Quatrième argument: Si Dieu ne détermine aucun évènement particulier, alors c’est en vain qu’on le prie pour obtenir une chose particulière, ou qu’on le remercie pour une bénédiction particulière.
Cinquième argument: Si le concours de Dieu est général et indifférent, alors aucun bien ni mal particulier n’est déterminé par lui, ce qui est absurde:
- Parce qu’alors la providence de Dieu sur les affaires humaines serait amenée seulement par les hommes.
- La volonté humaine précède alors, en temps et en importance, la volonté de Dieu.
- Dieu ne déterminerait rien.
Toutes ces choses sont blasphématoires et athéistes et aussi contraires à ce qui est écrit, puisque l’Écriture témoigne avec insistance que Dieu est la cause de tout bien, qu’il soit naturel ou moral (Jacques 1,17 ; 1 Corinthiens 4,7 ; Romains 11,36 ; Genèse 1,31)
Sixième argument: Si Dieu ne détermine que l’existence des créatures, ou un vague concours général, alors:
- Le tirage au sort ne pourrait pas venir de Dieu (contrairement à Proverbes 16,33): Dieu serait en effet indifférent à quel lot particulier est pioché.
- La chute des moineaux ne serait pas déterminée par Dieu (contrairement à Matthieu 10,28-30).
- Dans la même lignée il ne donnerait pas la neige, la glace, les vents, la nourriture aux corbeaux, la force aux chevaux (Job 37-39 ; Psaumes 104, 147) ; la nourriture aux affamés, l’aide aux veuves et aux orphelins, la mort et la résurrection (1 Samuel 2,7-9 ; Psaumes 146,7-8 etc).
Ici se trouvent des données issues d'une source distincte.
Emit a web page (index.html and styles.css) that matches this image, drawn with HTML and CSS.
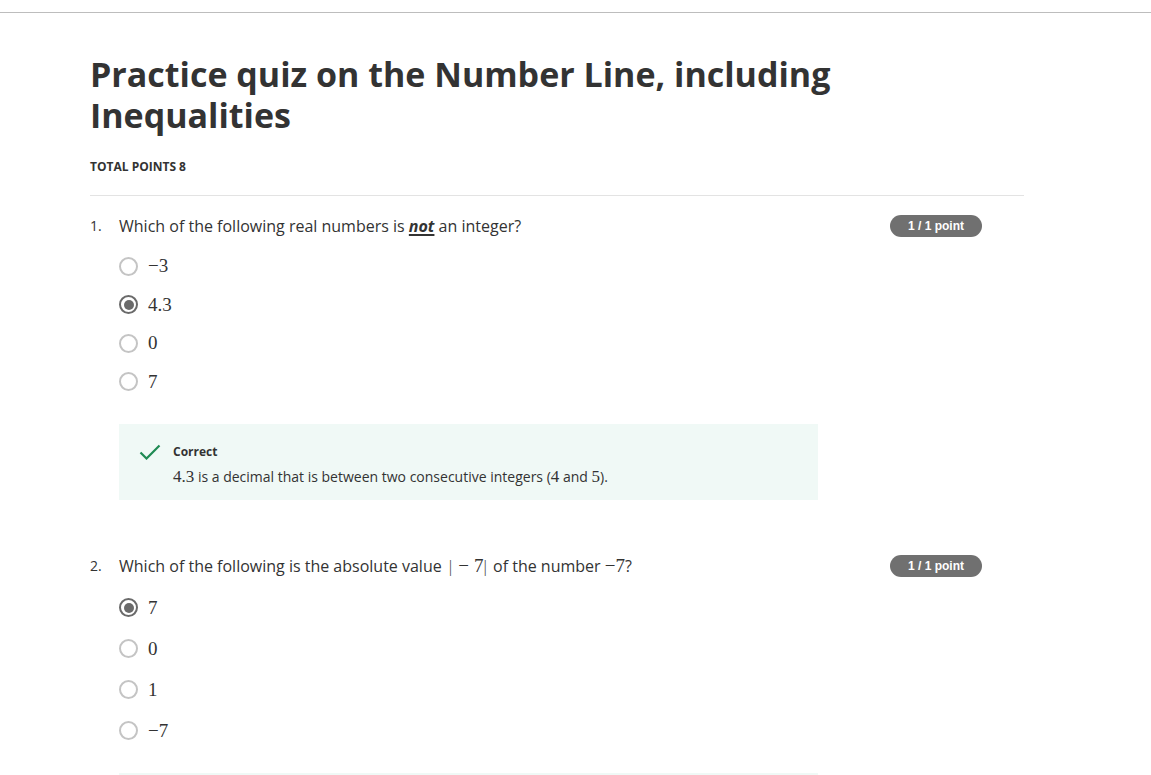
FILE: index.html
```html
<!DOCTYPE html>
<html>
<head>
<meta charset="utf-8">
<link rel="stylesheet" href="styles.css">
</head>
<body>
<div class="topbar"></div>
<main class="page">
  <h1 class="title">Practice quiz on the Number Line, including Inequalities</h1>
  <div class="total">TOTAL POINTS 8</div>
  <div class="sep"></div>

  <section class="question">
    <div class="qnum">1.</div>
    <div class="qbody">
      <div class="qtext">Which of the following real numbers is <u><b><i>not</i></b></u> an integer?</div>
      <div class="options q1">
        <div class="opt"><span class="radio"></span><span class="math">−3</span></div>
        <div class="opt"><span class="radio checked"></span><span class="math">4.3</span></div>
        <div class="opt"><span class="radio"></span><span class="math">0</span></div>
        <div class="opt"><span class="radio"></span><span class="math">7</span></div>
      </div>
      <div class="feedback">
        <svg class="check" width="22" height="16" viewBox="0 0 22 16"><path d="M1.5 8.5 L7.5 14.5 L20.5 1.5" fill="none" stroke="#1f8a53" stroke-width="2.2"/></svg>
        <div class="fb-text">
          <div class="fb-title">Correct</div>
          <div class="fb-expl"><span class="math">4.3</span> is a decimal that is between two consecutive integers (<span class="math">4</span> and <span class="math">5</span>).</div>
        </div>
      </div>
    </div>
    <div class="badge">1 / 1 point</div>
  </section>

  <section class="question q2">
    <div class="qnum">2.</div>
    <div class="qbody">
      <div class="qtext">Which of the following is the absolute value <span class="math abs"><span class="bar">|</span><span class="bin">−</span>7<span class="bar">|</span></span> of the number <span class="math">−7</span>?</div>
      <div class="options q2opts">
        <div class="opt"><span class="radio checked"></span><span class="math">7</span></div>
        <div class="opt"><span class="radio"></span><span class="math">0</span></div>
        <div class="opt"><span class="radio"></span><span class="math">1</span></div>
        <div class="opt"><span class="radio"></span><span class="math">−7</span></div>
      </div>
      <div class="feedback partial"></div>
    </div>
    <div class="badge">1 / 1 point</div>
  </section>
</main>
</body>
</html>
```

FILE: styles.css
```css
html, body {
  margin: 0;
  padding: 0;
  background: #fff;
  overflow: hidden;
  height: 775px;
}
body {
  font-family: "Open Sans", "Liberation Sans", sans-serif;
  color: #333;
}
.topbar {
  height: 12px;
  border-bottom: 1px solid #bdbdbd;
}
.page {
  width: 934px;
  margin-left: 90px;
}
.title {
  margin: 0;
  padding-top: 41px;
  font-size: 34px;
  line-height: 41px;
  font-weight: 700;
  color: #333;
  width: 760px;
}
.total {
  margin-top: 23px;
  font-size: 12px;
  font-weight: 700;
  line-height: 16px;
  color: #333;
}
.sep {
  margin-top: 20px;
  height: 1px;
  background: #e3e3e3;
}
.question {
  display: grid;
  grid-template-columns: 29px 771px 92px;
  margin-top: 19px;
}
.question.q2 {
  margin-top: 55px;
}
.qnum {
  font-size: 14px;
  line-height: 22px;
}
.qtext {
  font-size: 16px;
  line-height: 22px;
}
.qtext u {
  text-underline-offset: 2px;
  text-decoration-thickness: 2px;
}
.qtext .math {
  font-size: 19px;
  line-height: 16px;
}
.abs {
  margin: 0 2px 0 3px;
}
.abs .bin {
  margin: 0 5px 0 6px;
}
.abs .bar {
  font-size: 17px;
  color: #555;
}
.math {
  font-family: "Liberation Serif", serif;
}
.options {
  margin-top: 10px;
  display: flex;
  flex-direction: column;
}
.opt {
  display: flex;
  align-items: center;
  height: 38.5px;
  font-size: 19px;
}
.q2opts .opt {
  height: 41px;
}
.radio {
  box-sizing: border-box;
  width: 19px;
  height: 19px;
  border: 2px solid #c4c4c4;
  border-radius: 50%;
  margin-right: 10px;
  position: relative;
}
.radio.checked {
  border-color: #6a6a6a;
}
.radio.checked::after {
  content: "";
  position: absolute;
  left: 2.5px;
  top: 2.5px;
  width: 10px;
  height: 10px;
  border-radius: 50%;
  background: #6a6a6a;
}
.feedback {
  margin-top: 23px;
  width: 699px;
  height: 76px;
  box-sizing: border-box;
  background: #f0f9f6;
  display: flex;
  align-items: flex-start;
  padding: 19px 0 0 20px;
}
.feedback.partial {
  margin-top: 22px;
  height: 10px;
  padding: 0;
}
.check {
  margin-top: 1px;
  margin-right: 12px;
}
.fb-title {
  font-size: 12px;
  font-weight: 700;
  line-height: 17px;
}
.fb-expl {
  margin-top: 7px;
  font-size: 14px;
  line-height: 19px;
}
.fb-expl .math {
  font-family: "Liberation Serif", serif;
  font-size: 17px;
}
.badge {
  height: 22px;
  border-radius: 11px;
  background: #707070;
  color: #fff;
  font-family: "Liberation Sans", Arial, sans-serif;
  font-weight: 700;
  font-size: 12px;
  line-height: 22px;
  text-align: center;
  margin-top: 0;
}
```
Ce sont des actes particuliers qui requièrent un concours particulier de Dieu.
Septième argument: voici d’autres absurdités d’un concours général et indifférent de Dieu:
- Le décret de Dieu serait rendu incertains, et ses prophéties falsifiables parce qu’elles dépendent de la volonté muable humaine.
- Toute action volontaire est retirée du contrôle de Dieu et l’homme devient un allié plutôt qu’un sujet de Dieu.
- L’homme agirait davantage que Dieu, et en ferait plus que lui.
- Une grande part de notre piété n’aurait plus de fondation. Au lieu de dire « Si Dieu le veut, nous ferons ceci ou cela » (Jc 4,15), nous devrions dire « si l’homme le veut, que ceci ou cela soit fait ».